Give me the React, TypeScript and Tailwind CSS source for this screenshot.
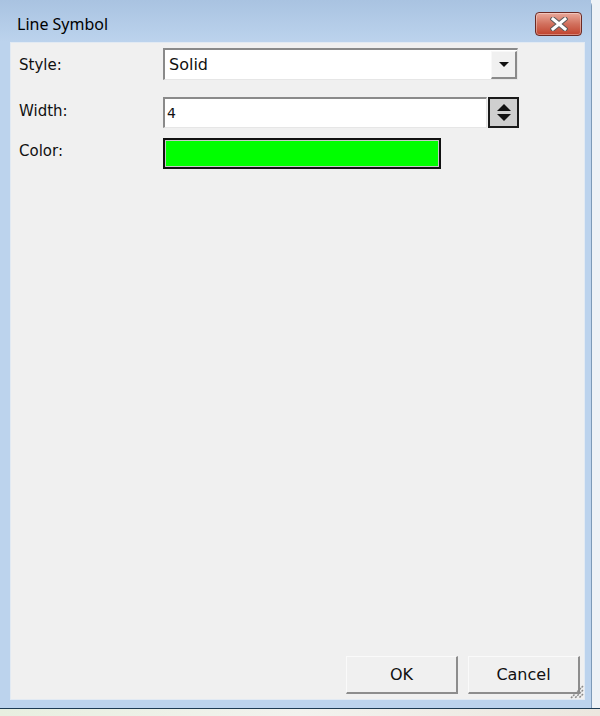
import React from 'react';

const uiFont = { fontFamily: '"DejaVu Sans", "Liberation Sans", sans-serif' };

function CloseButton() {
  return (
    <div className="w-[47px] h-[24px] rounded-[4px] border border-[#6b2a24] bg-gradient-to-b from-[#e9a99b] via-[#d1705d] to-[#c0412c] flex items-center justify-center shadow-[inset_0_0_0_1px_rgba(255,255,255,0.35)]">
      <svg width="18" height="14" viewBox="0 0 18 14">
        <path d="M3 2 L15 12 M15 2 L3 12" stroke="#5a5a5a" strokeWidth="5" strokeLinecap="square" />
        <path d="M3 2 L15 12 M15 2 L3 12" stroke="#ffffff" strokeWidth="3" strokeLinecap="square" />
      </svg>
    </div>
  );
}

function SunkenBox({ className, children }: { className: string; children?: React.ReactNode }) {
  return (
    <div className={`border-t-2 border-l-2 border-b border-r border-t-[#8a8a8a] border-l-[#8a8a8a] border-b-[#e6e6e6] border-r-[#e6e6e6] bg-white flex items-center ${className}`}>
      {children}
    </div>
  );
}

export default function App() {
  return (
    <div className="w-[600px] h-[716px] bg-[#eef2f6] flex flex-col" style={uiFont}>
      <div className="flex h-[708px]">
        {/* Window */}
        <div className="w-[592px] h-[708px] flex flex-col bg-[#bcd3ed] rounded-tr-[6px] border-r border-[#7d9ab8]">
          {/* Title bar */}
          <div className="h-[42px] flex items-start justify-between bg-gradient-to-b from-[#a9c3e1] to-[#bcd3ed]">
            <div className="pl-[17px] pt-[16px] text-[16px] text-black leading-none" style={{ fontFamily: '"Noto Sans", "DejaVu Sans", sans-serif' }}>Line Symbol</div>
            <div className="pt-[12px] pr-[9px]">
              <CloseButton />
            </div>
          </div>
          {/* Body */}
          <div className="flex flex-1 pl-[10px] pr-[6px] pb-[8px]">
            <div className="flex-1 bg-[#f0f0f0] border border-[#e2eaf3] flex flex-col relative">
              <div className="flex flex-col pt-[5px] pl-[8px] text-[15px] text-[#111]">
                {/* Style row */}
                <div className="flex items-center h-[32px]">
                  <div className="w-[144px] mt-[2px]">Style:</div>
                  <SunkenBox className="w-[355px] h-[32px] pl-[4px] justify-between">
                    <span className="text-[16px] mt-[1px]">Solid</span>
                    <div className="w-[26px] h-[28px] bg-[#f0f0f0] border-t border-l border-[#f8f8f8] border-b-2 border-r-2 border-b-[#8a8a8a] border-r-[#8a8a8a] flex items-center justify-center">
                      <svg width="12" height="7" viewBox="0 0 12 7"><path d="M1 1 L11 1 L6 6 Z" fill="#111" /></svg>
                    </div>
                  </SunkenBox>
                </div>
                {/* Width row */}
                <div className="flex items-center mt-[17px] h-[31px]">
                  <div className="w-[144px] -mt-[3px]">Width:</div>
                  <SunkenBox className="w-[324px] h-[31px] pl-[2px]">
                    <span className="text-[14px]">4</span>
                  </SunkenBox>
                  <div className="ml-[1px] w-[31px] h-[31px] border-2 border-[#1a1a1a] bg-[#cfcfcf] flex flex-col items-center justify-center gap-[3px]">
                    <svg width="16" height="8" viewBox="0 0 16 8"><path d="M1 8 L8 1 L15 8 Z" fill="#111" /></svg>
                    <svg width="16" height="8" viewBox="0 0 16 8"><path d="M1 0 L15 0 L8 7 Z" fill="#111" /></svg>
                  </div>
                </div>
                {/* Color row */}
                <div className="flex items-center mt-[10px] h-[31px]">
                  <div className="w-[144px] -mt-[4px]">Color:</div>
                  <div className="w-[278px] h-[31px] border-2 border-[#111] p-[1px] bg-[#c8c8c8]">
                    <div className="w-full h-full bg-[#00ff00]" />
                  </div>
                </div>
              </div>
              <div className="flex-1" />
              {/* Buttons */}
              <div className="flex justify-end gap-[10px] pr-[4px] pb-[5px]">
                <button className="w-[112px] h-[38px] bg-[#f0f0f0] border-t border-l border-[#fafafa] border-b-2 border-r-2 border-b-[#8d8d8d] border-r-[#8d8d8d] text-[16px] text-[#111]">OK</button>
                <button className="w-[112px] h-[38px] bg-[#f0f0f0] border-t border-l border-[#fafafa] border-b-2 border-r-2 border-b-[#8d8d8d] border-r-[#8d8d8d] text-[16px] text-[#111]">Cancel</button>
              </div>
              {/* Size grip */}
              <svg className="absolute right-[0px] bottom-[0px]" width="16" height="16" viewBox="0 0 16 16">
                <path d="M15 3 L3 15 M15 7 L7 15 M15 11 L11 15" stroke="#8a8a8a" strokeWidth="1.5" strokeDasharray="2 1" />
              </svg>
            </div>
          </div>
        </div>
        <div className="flex-1 bg-[#eef2f6]" />
      </div>
      <div className="h-[1px] bg-[#1d3a52]" />
      <div className="flex-1 bg-gradient-to-r from-[#e8efe0] via-[#f2f2ee] to-[#ece7df]" />
    </div>
  );
}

[GOAL] Restate the full listing verbatim and drop every picture.

[RESULT FOR THIS TASK]
Give me the React, TypeScript and Tailwind CSS source for this screenshot.
import React from 'react';

const uiFont = { fontFamily: '"DejaVu Sans", "Liberation Sans", sans-serif' };

function CloseButton() {
  return (
    <div className="w-[47px] h-[24px] rounded-[4px] border border-[#6b2a24] bg-gradient-to-b from-[#e9a99b] via-[#d1705d] to-[#c0412c] flex items-center justify-center shadow-[inset_0_0_0_1px_rgba(255,255,255,0.35)]">
      <svg width="18" height="14" viewBox="0 0 18 14">
        <path d="M3 2 L15 12 M15 2 L3 12" stroke="#5a5a5a" strokeWidth="5" strokeLinecap="square" />
        <path d="M3 2 L15 12 M15 2 L3 12" stroke="#ffffff" strokeWidth="3" strokeLinecap="square" />
      </svg>
    </div>
  );
}

function SunkenBox({ className, children }: { className: string; children?: React.ReactNode }) {
  return (
    <div className={`border-t-2 border-l-2 border-b border-r border-t-[#8a8a8a] border-l-[#8a8a8a] border-b-[#e6e6e6] border-r-[#e6e6e6] bg-white flex items-center ${className}`}>
      {children}
    </div>
  );
}

export default function App() {
  return (
    <div className="w-[600px] h-[716px] bg-[#eef2f6] flex flex-col" style={uiFont}>
      <div className="flex h-[708px]">
        {/* Window */}
        <div className="w-[592px] h-[708px] flex flex-col bg-[#bcd3ed] rounded-tr-[6px] border-r border-[#7d9ab8]">
          {/* Title bar */}
          <div className="h-[42px] flex items-start justify-between bg-gradient-to-b from-[#a9c3e1] to-[#bcd3ed]">
            <div className="pl-[17px] pt-[16px] text-[16px] text-black leading-none" style={{ fontFamily: '"Noto Sans", "DejaVu Sans", sans-serif' }}>Line Symbol</div>
            <div className="pt-[12px] pr-[9px]">
              <CloseButton />
            </div>
          </div>
          {/* Body */}
          <div className="flex flex-1 pl-[10px] pr-[6px] pb-[8px]">
            <div className="flex-1 bg-[#f0f0f0] border border-[#e2eaf3] flex flex-col relative">
              <div className="flex flex-col pt-[5px] pl-[8px] text-[15px] text-[#111]">
                {/* Style row */}
                <div className="flex items-center h-[32px]">
                  <div className="w-[144px] mt-[2px]">Style:</div>
                  <SunkenBox className="w-[355px] h-[32px] pl-[4px] justify-between">
                    <span className="text-[16px] mt-[1px]">Solid</span>
                    <div className="w-[26px] h-[28px] bg-[#f0f0f0] border-t border-l border-[#f8f8f8] border-b-2 border-r-2 border-b-[#8a8a8a] border-r-[#8a8a8a] flex items-center justify-center">
                      <svg width="12" height="7" viewBox="0 0 12 7"><path d="M1 1 L11 1 L6 6 Z" fill="#111" /></svg>
                    </div>
                  </SunkenBox>
                </div>
                {/* Width row */}
                <div className="flex items-center mt-[17px] h-[31px]">
                  <div className="w-[144px] -mt-[3px]">Width:</div>
                  <SunkenBox className="w-[324px] h-[31px] pl-[2px]">
                    <span className="text-[14px]">4</span>
                  </SunkenBox>
                  <div className="ml-[1px] w-[31px] h-[31px] border-2 border-[#1a1a1a] bg-[#cfcfcf] flex flex-col items-center justify-center gap-[3px]">
                    <svg width="16" height="8" viewBox="0 0 16 8"><path d="M1 8 L8 1 L15 8 Z" fill="#111" /></svg>
                    <svg width="16" height="8" viewBox="0 0 16 8"><path d="M1 0 L15 0 L8 7 Z" fill="#111" /></svg>
                  </div>
                </div>
                {/* Color row */}
                <div className="flex items-center mt-[10px] h-[31px]">
                  <div className="w-[144px] -mt-[4px]">Color:</div>
                  <div className="w-[278px] h-[31px] border-2 border-[#111] p-[1px] bg-[#c8c8c8]">
                    <div className="w-full h-full bg-[#00ff00]" />
                  </div>
                </div>
              </div>
              <div className="flex-1" />
              {/* Buttons */}
              <div className="flex justify-end gap-[10px] pr-[4px] pb-[5px]">
                <button className="w-[112px] h-[38px] bg-[#f0f0f0] border-t border-l border-[#fafafa] border-b-2 border-r-2 border-b-[#8d8d8d] border-r-[#8d8d8d] text-[16px] text-[#111]">OK</button>
                <button className="w-[112px] h-[38px] bg-[#f0f0f0] border-t border-l border-[#fafafa] border-b-2 border-r-2 border-b-[#8d8d8d] border-r-[#8d8d8d] text-[16px] text-[#111]">Cancel</button>
              </div>
              {/* Size grip */}
              <svg className="absolute right-[0px] bottom-[0px]" width="16" height="16" viewBox="0 0 16 16">
                <path d="M15 3 L3 15 M15 7 L7 15 M15 11 L11 15" stroke="#8a8a8a" strokeWidth="1.5" strokeDasharray="2 1" />
              </svg>
            </div>
          </div>
        </div>
        <div className="flex-1 bg-[#eef2f6]" />
      </div>
      <div className="h-[1px] bg-[#1d3a52]" />
      <div className="flex-1 bg-gradient-to-r from-[#e8efe0] via-[#f2f2ee] to-[#ece7df]" />
    </div>
  );
}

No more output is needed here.